• [Brief] Identify every line containing the word "TypeScript" and reproduce each one.
+++ Dataset extract +++
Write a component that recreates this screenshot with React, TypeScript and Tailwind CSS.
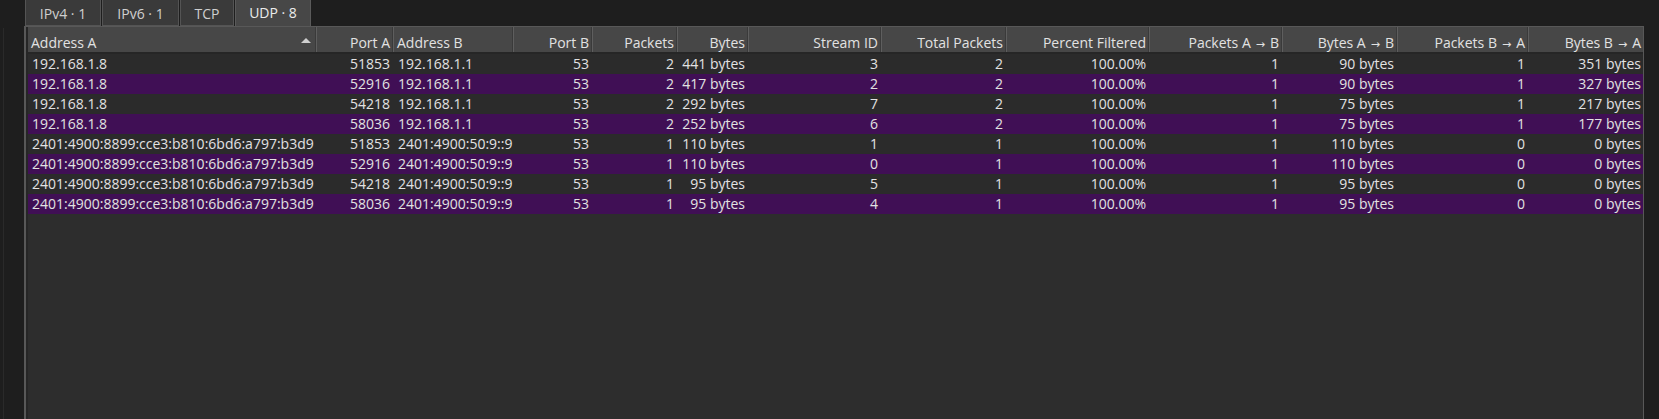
+++
+++ Dataset extract +++
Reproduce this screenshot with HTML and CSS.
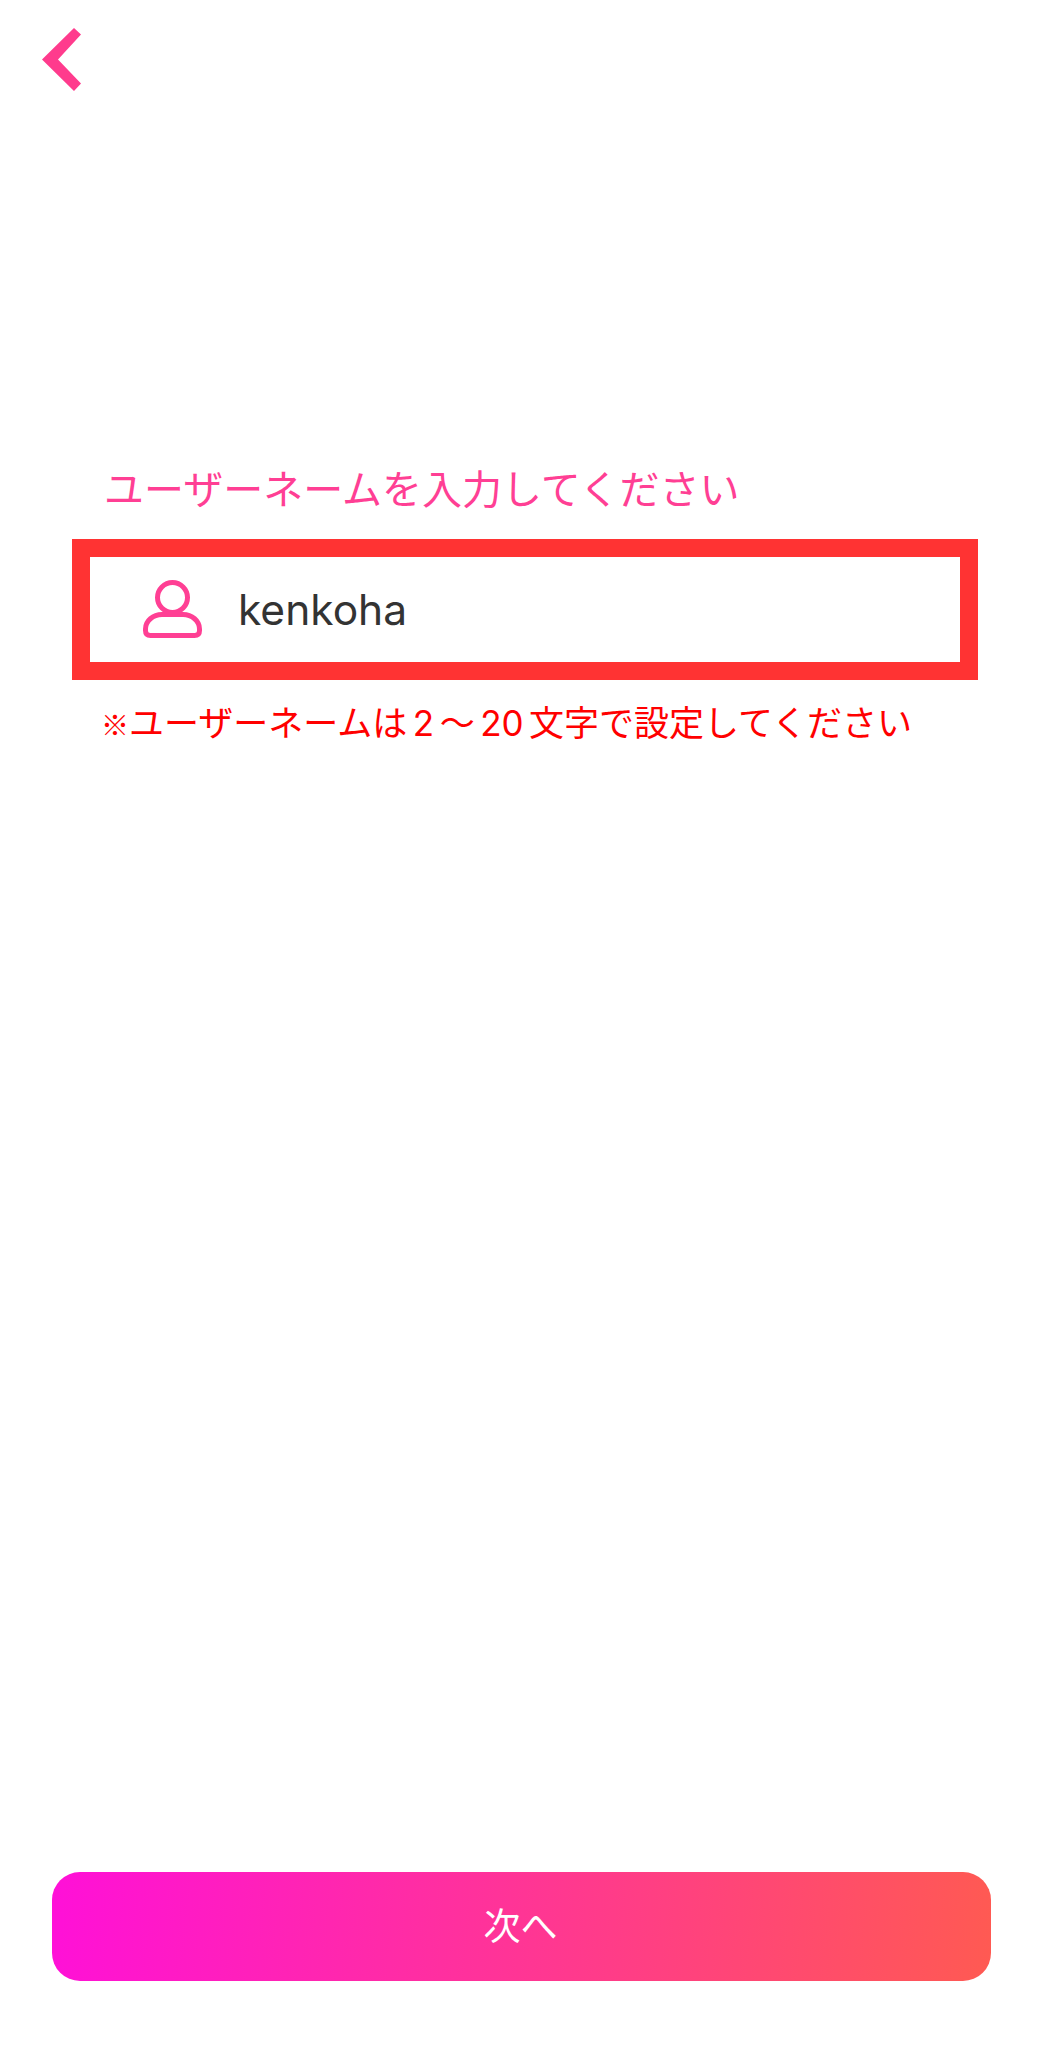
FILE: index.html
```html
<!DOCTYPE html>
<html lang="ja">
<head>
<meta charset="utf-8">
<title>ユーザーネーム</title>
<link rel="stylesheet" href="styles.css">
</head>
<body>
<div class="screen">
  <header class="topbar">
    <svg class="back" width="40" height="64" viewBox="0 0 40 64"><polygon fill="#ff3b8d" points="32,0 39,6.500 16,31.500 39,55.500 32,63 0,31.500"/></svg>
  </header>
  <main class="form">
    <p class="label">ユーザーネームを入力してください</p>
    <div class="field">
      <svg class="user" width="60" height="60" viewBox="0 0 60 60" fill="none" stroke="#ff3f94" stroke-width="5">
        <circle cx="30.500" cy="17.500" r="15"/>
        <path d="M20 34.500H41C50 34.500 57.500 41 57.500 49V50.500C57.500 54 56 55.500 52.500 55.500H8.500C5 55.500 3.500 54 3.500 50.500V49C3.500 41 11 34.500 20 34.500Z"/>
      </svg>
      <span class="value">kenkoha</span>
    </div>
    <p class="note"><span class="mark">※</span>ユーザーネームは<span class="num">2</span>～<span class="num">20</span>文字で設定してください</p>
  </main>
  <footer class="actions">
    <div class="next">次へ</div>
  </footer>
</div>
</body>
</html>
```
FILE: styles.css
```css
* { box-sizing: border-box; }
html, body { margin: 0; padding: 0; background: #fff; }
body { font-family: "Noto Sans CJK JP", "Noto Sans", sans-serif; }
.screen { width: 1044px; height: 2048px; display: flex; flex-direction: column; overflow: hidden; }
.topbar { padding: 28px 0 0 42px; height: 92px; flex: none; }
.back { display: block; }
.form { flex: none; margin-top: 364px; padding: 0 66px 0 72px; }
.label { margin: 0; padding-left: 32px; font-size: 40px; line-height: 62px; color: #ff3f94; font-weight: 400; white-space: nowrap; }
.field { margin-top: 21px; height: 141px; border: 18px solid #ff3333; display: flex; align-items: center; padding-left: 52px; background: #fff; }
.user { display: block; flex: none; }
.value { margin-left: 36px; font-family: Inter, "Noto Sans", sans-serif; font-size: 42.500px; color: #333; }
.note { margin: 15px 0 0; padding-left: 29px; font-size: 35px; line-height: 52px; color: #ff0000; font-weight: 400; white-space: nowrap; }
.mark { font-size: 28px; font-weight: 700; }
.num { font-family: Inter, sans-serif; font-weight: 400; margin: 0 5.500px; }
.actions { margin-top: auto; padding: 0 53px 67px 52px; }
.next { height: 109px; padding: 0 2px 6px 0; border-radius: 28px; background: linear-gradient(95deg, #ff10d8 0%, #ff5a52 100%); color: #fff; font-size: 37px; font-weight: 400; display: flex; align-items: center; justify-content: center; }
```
+++
+++ Dataset extract +++
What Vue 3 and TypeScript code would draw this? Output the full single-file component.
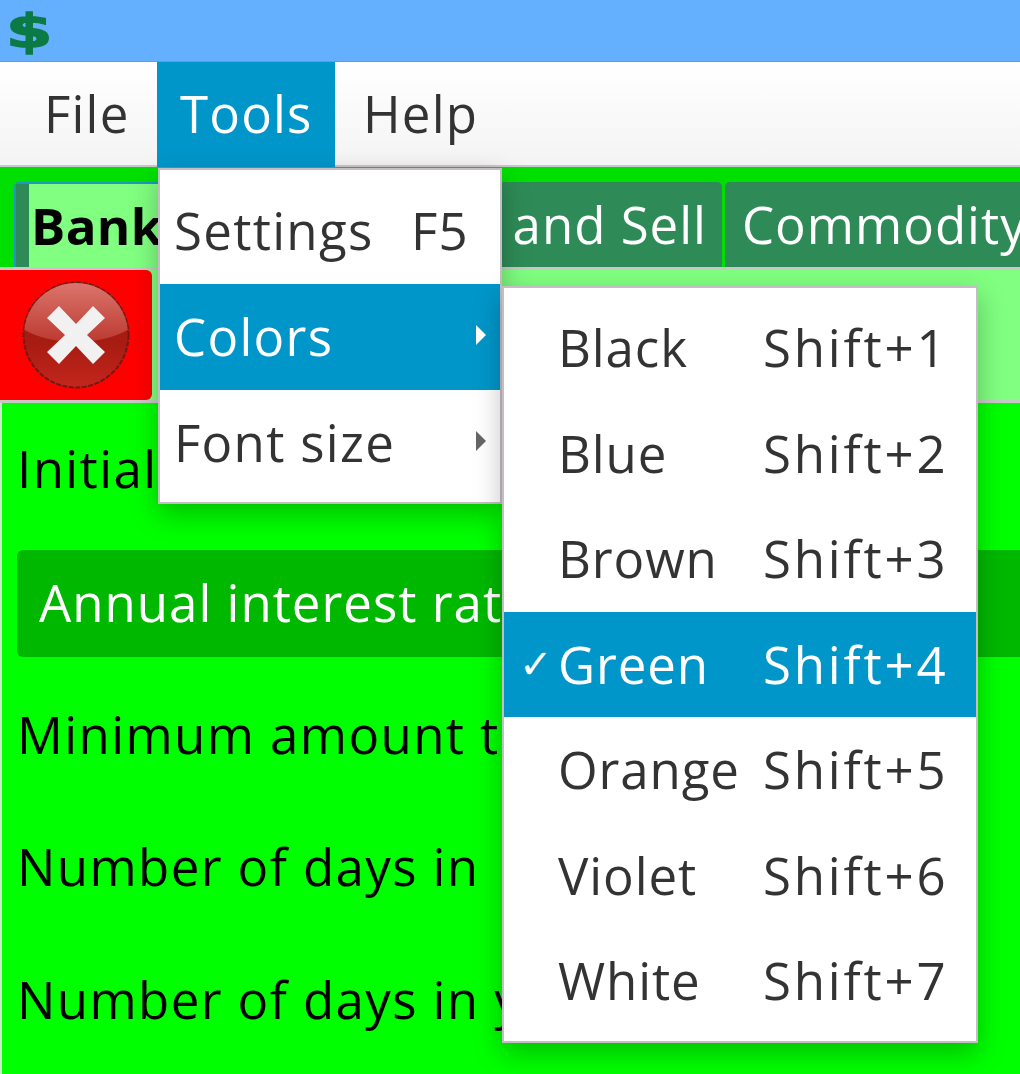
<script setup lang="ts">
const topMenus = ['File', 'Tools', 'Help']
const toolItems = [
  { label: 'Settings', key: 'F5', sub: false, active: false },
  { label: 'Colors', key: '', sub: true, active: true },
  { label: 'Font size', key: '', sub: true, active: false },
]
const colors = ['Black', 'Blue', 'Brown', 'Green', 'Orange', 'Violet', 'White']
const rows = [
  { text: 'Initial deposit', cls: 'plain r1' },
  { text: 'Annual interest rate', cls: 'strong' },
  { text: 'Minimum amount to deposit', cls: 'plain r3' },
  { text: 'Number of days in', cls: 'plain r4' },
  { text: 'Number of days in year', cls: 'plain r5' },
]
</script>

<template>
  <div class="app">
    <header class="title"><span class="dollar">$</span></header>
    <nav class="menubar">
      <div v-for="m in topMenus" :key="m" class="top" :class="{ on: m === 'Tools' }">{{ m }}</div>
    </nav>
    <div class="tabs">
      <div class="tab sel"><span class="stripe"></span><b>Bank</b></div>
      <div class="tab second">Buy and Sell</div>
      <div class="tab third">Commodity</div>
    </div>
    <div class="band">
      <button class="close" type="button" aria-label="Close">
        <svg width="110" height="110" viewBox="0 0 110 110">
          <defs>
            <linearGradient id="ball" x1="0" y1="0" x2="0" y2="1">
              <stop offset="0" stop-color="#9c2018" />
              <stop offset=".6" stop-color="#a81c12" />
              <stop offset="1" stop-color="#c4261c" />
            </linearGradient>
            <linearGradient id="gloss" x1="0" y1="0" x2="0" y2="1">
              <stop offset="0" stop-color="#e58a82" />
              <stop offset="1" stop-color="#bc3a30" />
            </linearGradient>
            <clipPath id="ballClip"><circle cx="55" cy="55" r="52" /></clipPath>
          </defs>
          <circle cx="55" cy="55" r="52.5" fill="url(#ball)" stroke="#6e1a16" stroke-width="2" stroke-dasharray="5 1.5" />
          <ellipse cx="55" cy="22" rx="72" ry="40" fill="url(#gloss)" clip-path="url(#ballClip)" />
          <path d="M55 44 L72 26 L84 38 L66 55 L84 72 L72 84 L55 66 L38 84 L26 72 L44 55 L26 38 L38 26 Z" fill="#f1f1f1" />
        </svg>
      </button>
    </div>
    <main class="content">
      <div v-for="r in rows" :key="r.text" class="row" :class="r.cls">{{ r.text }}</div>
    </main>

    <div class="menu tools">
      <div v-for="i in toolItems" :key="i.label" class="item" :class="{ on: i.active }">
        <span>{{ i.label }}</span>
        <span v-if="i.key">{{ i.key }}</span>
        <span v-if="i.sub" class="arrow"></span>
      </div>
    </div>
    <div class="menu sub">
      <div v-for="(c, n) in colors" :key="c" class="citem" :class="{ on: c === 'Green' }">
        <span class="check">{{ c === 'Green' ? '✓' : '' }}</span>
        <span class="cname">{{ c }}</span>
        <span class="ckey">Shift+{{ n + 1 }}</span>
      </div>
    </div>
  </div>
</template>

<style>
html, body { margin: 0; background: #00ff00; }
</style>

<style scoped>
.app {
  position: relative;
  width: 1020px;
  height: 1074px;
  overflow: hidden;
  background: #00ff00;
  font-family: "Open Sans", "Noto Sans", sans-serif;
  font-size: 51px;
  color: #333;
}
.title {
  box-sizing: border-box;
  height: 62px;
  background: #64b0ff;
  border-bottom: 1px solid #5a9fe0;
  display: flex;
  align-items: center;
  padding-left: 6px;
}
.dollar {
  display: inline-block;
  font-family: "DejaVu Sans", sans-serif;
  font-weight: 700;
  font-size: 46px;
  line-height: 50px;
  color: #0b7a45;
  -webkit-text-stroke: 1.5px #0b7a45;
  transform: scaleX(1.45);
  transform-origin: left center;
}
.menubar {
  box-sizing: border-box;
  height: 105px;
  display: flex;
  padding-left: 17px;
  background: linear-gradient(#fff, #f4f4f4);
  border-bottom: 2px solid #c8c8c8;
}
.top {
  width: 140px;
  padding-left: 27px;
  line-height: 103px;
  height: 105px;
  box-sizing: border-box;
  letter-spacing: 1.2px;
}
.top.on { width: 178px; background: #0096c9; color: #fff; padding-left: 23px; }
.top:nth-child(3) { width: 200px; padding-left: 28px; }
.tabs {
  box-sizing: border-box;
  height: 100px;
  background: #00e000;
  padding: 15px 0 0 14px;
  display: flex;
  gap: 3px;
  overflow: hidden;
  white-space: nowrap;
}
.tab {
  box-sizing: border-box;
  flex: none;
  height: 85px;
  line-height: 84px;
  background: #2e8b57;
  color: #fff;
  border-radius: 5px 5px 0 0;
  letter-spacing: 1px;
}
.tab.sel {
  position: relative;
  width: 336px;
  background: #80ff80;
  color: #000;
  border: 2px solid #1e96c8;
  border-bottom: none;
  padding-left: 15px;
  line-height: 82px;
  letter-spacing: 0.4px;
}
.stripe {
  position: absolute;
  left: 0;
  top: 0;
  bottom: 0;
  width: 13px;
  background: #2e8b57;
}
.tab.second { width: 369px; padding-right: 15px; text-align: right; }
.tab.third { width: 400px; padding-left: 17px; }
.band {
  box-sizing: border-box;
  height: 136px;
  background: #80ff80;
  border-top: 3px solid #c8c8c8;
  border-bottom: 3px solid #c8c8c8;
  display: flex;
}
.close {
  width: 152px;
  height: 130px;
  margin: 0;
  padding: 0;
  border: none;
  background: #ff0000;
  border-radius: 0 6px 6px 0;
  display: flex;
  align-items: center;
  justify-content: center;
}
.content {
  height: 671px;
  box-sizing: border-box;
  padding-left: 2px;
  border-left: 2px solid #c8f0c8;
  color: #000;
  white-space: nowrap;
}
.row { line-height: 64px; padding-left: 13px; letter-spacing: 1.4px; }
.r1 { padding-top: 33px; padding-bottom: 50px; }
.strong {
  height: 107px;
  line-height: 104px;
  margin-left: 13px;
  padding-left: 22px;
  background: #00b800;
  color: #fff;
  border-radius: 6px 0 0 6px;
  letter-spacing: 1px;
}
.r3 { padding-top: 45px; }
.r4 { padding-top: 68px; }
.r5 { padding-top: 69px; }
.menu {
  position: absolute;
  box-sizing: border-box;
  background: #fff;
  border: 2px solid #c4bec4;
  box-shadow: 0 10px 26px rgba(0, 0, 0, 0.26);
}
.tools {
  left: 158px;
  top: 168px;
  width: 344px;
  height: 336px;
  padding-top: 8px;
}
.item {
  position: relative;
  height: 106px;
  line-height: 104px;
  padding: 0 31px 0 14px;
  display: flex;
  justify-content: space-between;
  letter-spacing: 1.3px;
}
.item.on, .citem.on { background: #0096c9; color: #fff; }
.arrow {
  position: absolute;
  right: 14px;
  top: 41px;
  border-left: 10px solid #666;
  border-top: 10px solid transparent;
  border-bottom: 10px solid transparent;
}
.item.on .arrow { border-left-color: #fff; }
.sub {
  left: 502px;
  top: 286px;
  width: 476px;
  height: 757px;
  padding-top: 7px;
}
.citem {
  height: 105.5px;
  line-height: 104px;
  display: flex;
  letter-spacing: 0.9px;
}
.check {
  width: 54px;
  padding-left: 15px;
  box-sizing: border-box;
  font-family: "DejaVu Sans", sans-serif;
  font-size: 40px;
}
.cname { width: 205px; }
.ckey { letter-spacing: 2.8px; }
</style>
+++
• [Output of the task]
Write a component that recreates this screenshot with React, TypeScript and Tailwind CSS.
What Vue 3 and TypeScript code would draw this? Output the full single-file component.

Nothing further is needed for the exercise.